A rare first-edition copy of Emily Brontë’sWuthering Heights, complete with its original spelling errors, is poised to go under the hammer for the first time in over a century. The auction comes as the tragic, tempestuous romance continues to captivate new audiences, fueled by a recent big-screen adaptation.
Christie’s auction house announced Monday that this particular volume is the first copy of the novel in its publisher’s original cloth binding to be offered at auction since 1908.
Only about 250 first editions were initially printed, and this specific book has remained in a private library since shortly after its publication in 1847.
Mark Wiltshire, a books and manuscripts specialist at Christie’s, underscored the extreme rarity of such an item. "The vast majority of surviving copies were rebound for collectors or libraries, meaning original cloth examples are now extremely scarce," he stated.
Being sold along with a copy of sister Anne Brontë’s Agnes Grey, it’s expected to sell for between 400,000 pounds and 600,000 pounds ($540,000 and $800,000) at a June 30 auction in London. Both books carry the male pen names the sisters adopted to get published: Ellis Bell for Emily and Acton Bell for Anne.
Wuthering Heights was rushed to publication after the success of Charlotte Brontë’s Jane Eyre, and the first edition is notorious for its typographical errors including, Wiltshire noted, the occasional misspelling of the word “heights.”

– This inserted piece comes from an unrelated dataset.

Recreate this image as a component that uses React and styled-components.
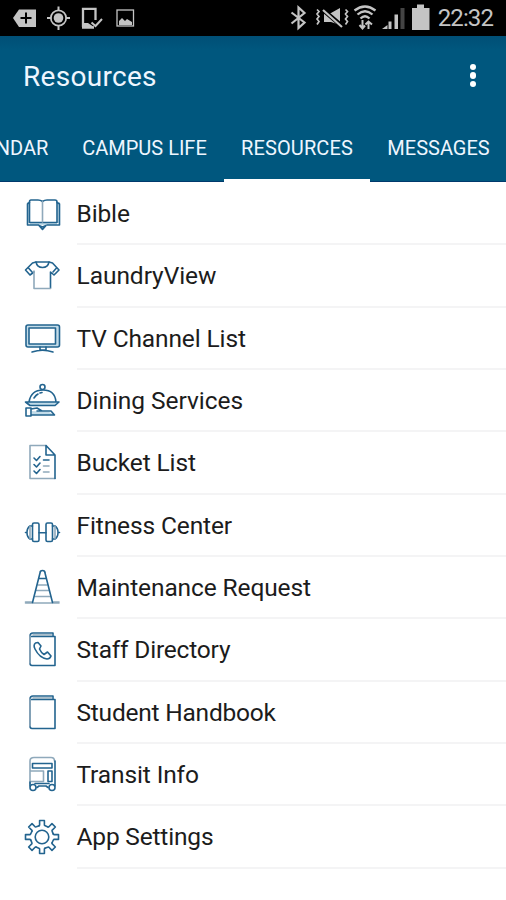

Emerald Fennell ’s recent movie with Margot Robbie and Jacob Elordi as mismatched pair Cathy and Heathcliff is the latest work to be inspired by — and take liberties with — Brontë’s brooding, Gothic tale.
The novel shocked some critics when it was published, with one in 1848 decrying its “vulgar depravity and unnatural horrors.”
Since then, Wiltshire said, it has “moved beyond literature to become a cultural touchstone,” inspiring art, music — notably Kate Bush’s pop-operatic 1978 song — and multiple film adaptations.
“It remains a work that artists return to again and again because of its emotional force, its atmosphere, and its psychological intensity, ensuring its place not only in literary history but in wider cultural imagination,” Wiltshire said.